#### Data excerpt ####

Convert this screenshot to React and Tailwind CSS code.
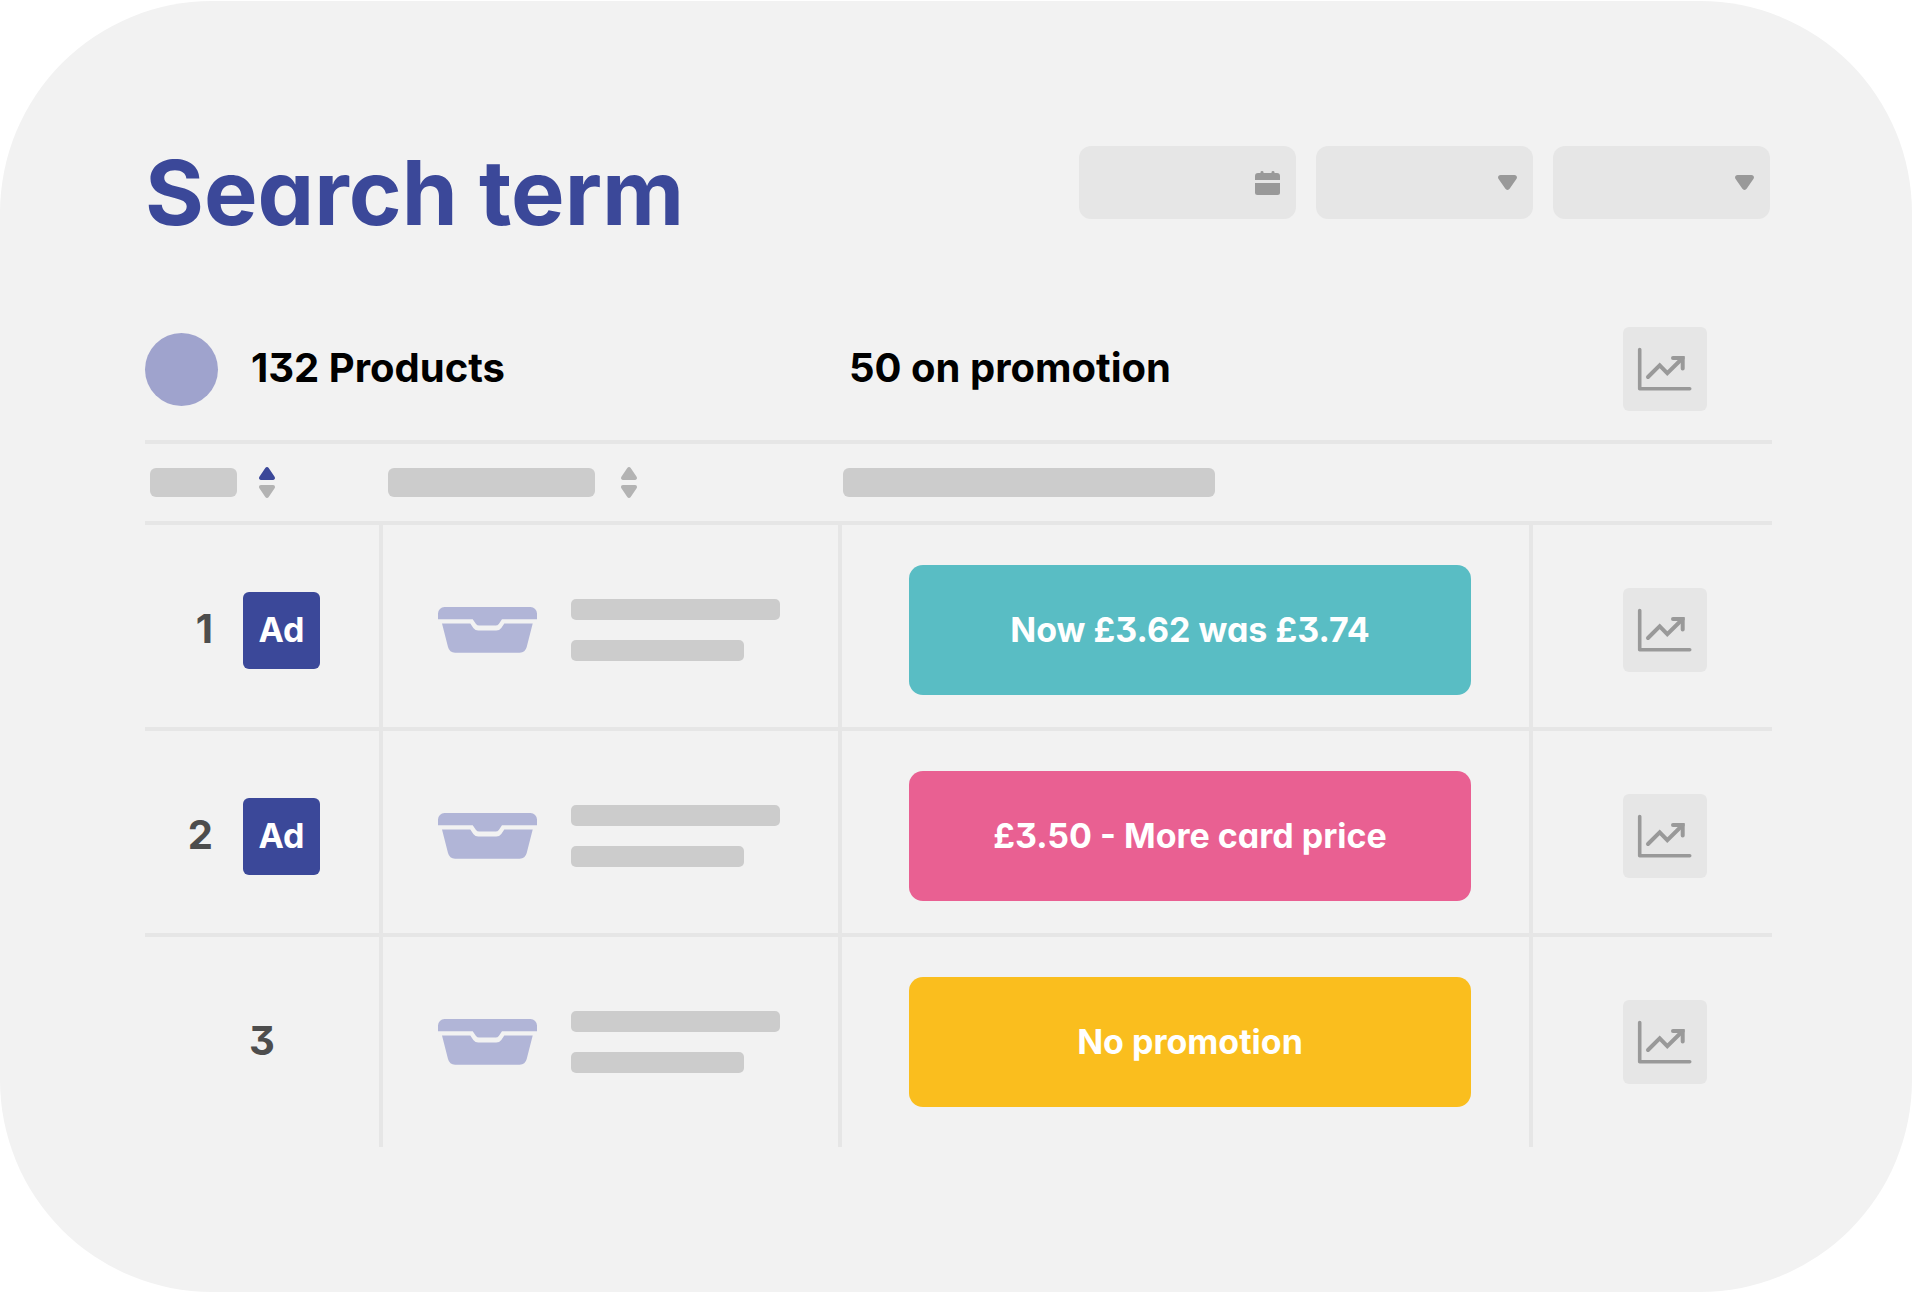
import React from "react";

const rows = [
	{ rank: 1, ad: true, promo: "Now £3.62 was £3.74", color: "bg-[#59bdc4]" },
	{ rank: 2, ad: true, promo: "£3.50 - More card price", color: "bg-[#e96092]" },
	{ rank: 3, ad: false, promo: "No promotion", color: "bg-[#fabe1e]" },
];

const CalendarIcon = () => (
	<svg width="25" height="24" viewBox="0 0 25 24" fill="#999999" aria-hidden="true">
		<path d="M0 9V5a3 3 0 0 1 3-3h2.500V1.300a1.500 1.300 0 0 1 3 0V2h8V1.300a1.500 1.300 0 0 1 3 0V2H22a3 3 0 0 1 3 3v4z" />
		<path d="M0 12h25v9.500a2.500 2.500 0 0 1-2.500 2.500h-20A2.500 2.500 0 0 1 0 21.500z" />
	</svg>
);

const CaretIcon = () => (
	<svg
		width="19"
		height="15"
		viewBox="0 0 19 15"
		fill="#999999"
		aria-hidden="true"
		className="pointer-events-none col-start-1 row-start-1 mr-4 self-center justify-self-end"
	>
		<path d="M2.600 0h13.800c2.200 0 3.300 2.300 2 4l-6.600 9.600c-1.100 1.700-3.500 1.700-4.600 0L.6 4C-.7 2.300.4 0 2.600 0z" />
	</svg>
);

const SortIcon = ({ active }) => (
	<svg width="16" height="31" viewBox="0 0 16 31" fill="#b3b3b3" aria-hidden="true">
		<path
			d="M6.300 1c.8-1.300 2.600-1.300 3.400 0l5.900 8.800c.9 1.400.2 3.200-1.500 3.200H1.900C.2 13-.5 11.200.4 9.800z"
			fill={active ? "#3b4899" : "#b3b3b3"}
		/>
		<path d="M6.300 30c.8 1.300 2.600 1.300 3.400 0l5.900-8.800c.9-1.400.2-3.200-1.500-3.200H1.900C.2 18-.5 19.800.4 21.200z" />
	</svg>
);

const LunchBoxIcon = () => (
	<svg width="99" height="46" viewBox="0 0 99 46" fill="#b1b5d7" aria-hidden="true">
		<path d="M0 12.300V6.500A6.500 6.500 0 0 1 6.500 0h86A6.500 6.500 0 0 1 99 6.500v5.800H64l-3.200 4.600q-1.200 1.500-3.200 1.500H41.200q-2 0-3.200-1.500l-3.300-4.600z" />
		<path d="M4 16.600h28.300l3 4.300q2 2.500 5 2.500h18q3 0 5-2.500l3-4.300h28.400l-6 23.400q-1.500 5.700-7 5.700H17q-5.500 0-7-5.700z" />
	</svg>
);

const ChartButton = ({ label }) => (
	<button
		type="button"
		aria-label={label}
		className="block size-[84px] shrink-0 rounded-md bg-[#e6e6e6]"
	>
		<svg width="84" height="84" viewBox="0 0 84 84" fill="none" stroke="#999999" strokeLinecap="round">
			<path d="M16.700 22.500v39.200h50" strokeWidth="3.600" strokeLinejoin="round" />
			<path d="M25 50l11.700-11.600 7.600 7.800L59.700 31" strokeWidth="4" />
			<path d="M50 31h9.700v10.500" strokeWidth="4" />
		</svg>
	</button>
);

const FilterSelect = ({ label }) => (
	<div className="grid w-[217px]">
		<select
			aria-label={label}
			className="col-start-1 row-start-1 h-[73px] w-full appearance-none rounded-xl bg-[#e6e6e6]"
		>
			<option value=""></option>
		</select>
		<CaretIcon />
	</div>
);

const App = () => {
	return (
		<div className="bg-white pr-1 pt-px font-[Inter,sans-serif] [font-feature-settings:'cv11','cv09']">
			<main className="rounded-[212px] bg-[#f2f2f2] pb-[145px] pl-[145px] pr-[140px] pt-36">
				<header className="flex items-start justify-between pr-0.5">
					<h1 className="text-[90px] font-bold leading-[96px] text-[#3b4899]">
						Search term
					</h1>
					<div className="mt-px flex gap-5">
						<button
							type="button"
							aria-label="Date"
							className="flex h-[73px] w-[217px] items-center justify-end rounded-xl bg-[#e6e6e6] pr-4"
						>
							<CalendarIcon />
						</button>
						<FilterSelect label="Retailer" />
						<FilterSelect label="Category" />
					</div>
				</header>

				<section className="mt-[86px] grid grid-cols-[704px_1fr_auto] items-center pr-[65px] text-[40px] font-bold leading-[48px] text-black">
					<div className="flex items-center gap-[33px]">
						<span className="size-[73px] rounded-full bg-[#9fa3cd]"></span>
						<p className="pb-0.5">132 Products</p>
					</div>
					<p className="pb-0.5">50 on promotion</p>
					<ChartButton label="All products chart" />
				</section>

				<table className="mt-[29px] w-full table-fixed border-separate border-spacing-0 text-left">
					<thead>
						<tr className="h-[81px] *:border-t-4 *:border-[#e6e6e6] *:p-0">
							<th aria-label="Rank" className="w-[234px]">
								<div className="flex items-center gap-[22px] pl-[5px]">
									<span className="h-[29px] w-[87px] rounded-md bg-[#cccccc]"></span>
									<button type="button" aria-label="Sort by rank">
										<SortIcon active />
									</button>
								</div>
							</th>
							<th aria-label="Product" className="w-[459px]">
								<div className="flex items-center gap-[26px] pl-[9px]">
									<span className="h-[29px] w-[207px] rounded-md bg-[#cccccc]"></span>
									<button type="button" aria-label="Sort by product">
										<SortIcon />
									</button>
								</div>
							</th>
							<th aria-label="Promotion">
								<div className="ml-[5px] h-[29px] w-[372px] rounded-md bg-[#cccccc]"></div>
							</th>
							<th aria-label="Chart" className="w-[243px]"></th>
						</tr>
					</thead>
					<tbody>
						{rows.map((row) => (
							<tr
								key={row.rank}
								className="*:border-l-4 *:border-t-4 *:border-[#e6e6e6] *:pb-8 *:pt-10 *:first:border-l-0 last:*:pb-10"
							>
								<td>
									<div
										className={`flex items-center gap-[30px] ${
											row.ad ? "justify-end pr-[59px]" : "justify-center"
										}`}
									>
										<span className="pb-0.5 text-[40px] font-bold leading-[48px] text-[#4d4d4d]">
											{row.rank}
										</span>
										{row.ad && (
											<span className="flex size-[77px] items-center justify-center rounded-md bg-[#3b4899] pb-0.5 text-[34px] font-bold text-white">
												Ad
											</span>
										)}
									</div>
								</td>
								<td>
									<div className="flex items-center gap-[34px] pl-[55px]">
										<LunchBoxIcon />
										<div className="flex flex-col gap-5">
											<span className="h-[21px] w-[209px] rounded-[5px] bg-[#cccccc]"></span>
											<span className="h-[21px] w-[173px] rounded-[5px] bg-[#cccccc]"></span>
										</div>
									</div>
								</td>
								<td>
									<div
										className={`ml-[67px] mr-[58px] flex h-[130px] items-center justify-center rounded-[14px] pb-0.5 text-[34px] font-bold text-white ${row.color}`}
									>
										{row.promo}
									</div>
								</td>
								<td>
									<div className="pl-[90px]">
										<ChartButton label={`Product ${row.rank} chart`} />
									</div>
								</td>
							</tr>
						))}
					</tbody>
				</table>
			</main>
		</div>
	);
};

export default App;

####

■ The problem: Quote everything in the listing above exactly; pictures are the only thing to omit.

■ Task solution:
Convert this screenshot to React and Tailwind CSS code.
import React from "react";

const rows = [
	{ rank: 1, ad: true, promo: "Now £3.62 was £3.74", color: "bg-[#59bdc4]" },
	{ rank: 2, ad: true, promo: "£3.50 - More card price", color: "bg-[#e96092]" },
	{ rank: 3, ad: false, promo: "No promotion", color: "bg-[#fabe1e]" },
];

const CalendarIcon = () => (
	<svg width="25" height="24" viewBox="0 0 25 24" fill="#999999" aria-hidden="true">
		<path d="M0 9V5a3 3 0 0 1 3-3h2.500V1.300a1.500 1.300 0 0 1 3 0V2h8V1.300a1.500 1.300 0 0 1 3 0V2H22a3 3 0 0 1 3 3v4z" />
		<path d="M0 12h25v9.500a2.500 2.500 0 0 1-2.500 2.500h-20A2.500 2.500 0 0 1 0 21.500z" />
	</svg>
);

const CaretIcon = () => (
	<svg
		width="19"
		height="15"
		viewBox="0 0 19 15"
		fill="#999999"
		aria-hidden="true"
		className="pointer-events-none col-start-1 row-start-1 mr-4 self-center justify-self-end"
	>
		<path d="M2.600 0h13.800c2.200 0 3.300 2.300 2 4l-6.600 9.600c-1.100 1.700-3.500 1.700-4.600 0L.6 4C-.7 2.300.4 0 2.600 0z" />
	</svg>
);

const SortIcon = ({ active }) => (
	<svg width="16" height="31" viewBox="0 0 16 31" fill="#b3b3b3" aria-hidden="true">
		<path
			d="M6.300 1c.8-1.300 2.600-1.300 3.400 0l5.900 8.800c.9 1.400.2 3.200-1.500 3.200H1.900C.2 13-.5 11.200.4 9.800z"
			fill={active ? "#3b4899" : "#b3b3b3"}
		/>
		<path d="M6.300 30c.8 1.300 2.600 1.300 3.400 0l5.900-8.800c.9-1.400.2-3.200-1.500-3.200H1.900C.2 18-.5 19.800.4 21.200z" />
	</svg>
);

const LunchBoxIcon = () => (
	<svg width="99" height="46" viewBox="0 0 99 46" fill="#b1b5d7" aria-hidden="true">
		<path d="M0 12.300V6.500A6.500 6.500 0 0 1 6.500 0h86A6.500 6.500 0 0 1 99 6.500v5.800H64l-3.200 4.600q-1.200 1.500-3.200 1.500H41.200q-2 0-3.200-1.500l-3.300-4.600z" />
		<path d="M4 16.600h28.300l3 4.300q2 2.500 5 2.500h18q3 0 5-2.500l3-4.300h28.400l-6 23.400q-1.500 5.700-7 5.700H17q-5.500 0-7-5.700z" />
	</svg>
);

const ChartButton = ({ label }) => (
	<button
		type="button"
		aria-label={label}
		className="block size-[84px] shrink-0 rounded-md bg-[#e6e6e6]"
	>
		<svg width="84" height="84" viewBox="0 0 84 84" fill="none" stroke="#999999" strokeLinecap="round">
			<path d="M16.700 22.500v39.200h50" strokeWidth="3.600" strokeLinejoin="round" />
			<path d="M25 50l11.700-11.600 7.600 7.800L59.700 31" strokeWidth="4" />
			<path d="M50 31h9.700v10.500" strokeWidth="4" />
		</svg>
	</button>
);

const FilterSelect = ({ label }) => (
	<div className="grid w-[217px]">
		<select
			aria-label={label}
			className="col-start-1 row-start-1 h-[73px] w-full appearance-none rounded-xl bg-[#e6e6e6]"
		>
			<option value=""></option>
		</select>
		<CaretIcon />
	</div>
);

const App = () => {
	return (
		<div className="bg-white pr-1 pt-px font-[Inter,sans-serif] [font-feature-settings:'cv11','cv09']">
			<main className="rounded-[212px] bg-[#f2f2f2] pb-[145px] pl-[145px] pr-[140px] pt-36">
				<header className="flex items-start justify-between pr-0.5">
					<h1 className="text-[90px] font-bold leading-[96px] text-[#3b4899]">
						Search term
					</h1>
					<div className="mt-px flex gap-5">
						<button
							type="button"
							aria-label="Date"
							className="flex h-[73px] w-[217px] items-center justify-end rounded-xl bg-[#e6e6e6] pr-4"
						>
							<CalendarIcon />
						</button>
						<FilterSelect label="Retailer" />
						<FilterSelect label="Category" />
					</div>
				</header>

				<section className="mt-[86px] grid grid-cols-[704px_1fr_auto] items-center pr-[65px] text-[40px] font-bold leading-[48px] text-black">
					<div className="flex items-center gap-[33px]">
						<span className="size-[73px] rounded-full bg-[#9fa3cd]"></span>
						<p className="pb-0.5">132 Products</p>
					</div>
					<p className="pb-0.5">50 on promotion</p>
					<ChartButton label="All products chart" />
				</section>

				<table className="mt-[29px] w-full table-fixed border-separate border-spacing-0 text-left">
					<thead>
						<tr className="h-[81px] *:border-t-4 *:border-[#e6e6e6] *:p-0">
							<th aria-label="Rank" className="w-[234px]">
								<div className="flex items-center gap-[22px] pl-[5px]">
									<span className="h-[29px] w-[87px] rounded-md bg-[#cccccc]"></span>
									<button type="button" aria-label="Sort by rank">
										<SortIcon active />
									</button>
								</div>
							</th>
							<th aria-label="Product" className="w-[459px]">
								<div className="flex items-center gap-[26px] pl-[9px]">
									<span className="h-[29px] w-[207px] rounded-md bg-[#cccccc]"></span>
									<button type="button" aria-label="Sort by product">
										<SortIcon />
									</button>
								</div>
							</th>
							<th aria-label="Promotion">
								<div className="ml-[5px] h-[29px] w-[372px] rounded-md bg-[#cccccc]"></div>
							</th>
							<th aria-label="Chart" className="w-[243px]"></th>
						</tr>
					</thead>
					<tbody>
						{rows.map((row) => (
							<tr
								key={row.rank}
								className="*:border-l-4 *:border-t-4 *:border-[#e6e6e6] *:pb-8 *:pt-10 *:first:border-l-0 last:*:pb-10"
							>
								<td>
									<div
										className={`flex items-center gap-[30px] ${
											row.ad ? "justify-end pr-[59px]" : "justify-center"
										}`}
									>
										<span className="pb-0.5 text-[40px] font-bold leading-[48px] text-[#4d4d4d]">
											{row.rank}
										</span>
										{row.ad && (
											<span className="flex size-[77px] items-center justify-center rounded-md bg-[#3b4899] pb-0.5 text-[34px] font-bold text-white">
												Ad
											</span>
										)}
									</div>
								</td>
								<td>
									<div className="flex items-center gap-[34px] pl-[55px]">
										<LunchBoxIcon />
										<div className="flex flex-col gap-5">
											<span className="h-[21px] w-[209px] rounded-[5px] bg-[#cccccc]"></span>
											<span className="h-[21px] w-[173px] rounded-[5px] bg-[#cccccc]"></span>
										</div>
									</div>
								</td>
								<td>
									<div
										className={`ml-[67px] mr-[58px] flex h-[130px] items-center justify-center rounded-[14px] pb-0.5 text-[34px] font-bold text-white ${row.color}`}
									>
										{row.promo}
									</div>
								</td>
								<td>
									<div className="pl-[90px]">
										<ChartButton label={`Product ${row.rank} chart`} />
									</div>
								</td>
							</tr>
						))}
					</tbody>
				</table>
			</main>
		</div>
	);
};

export default App;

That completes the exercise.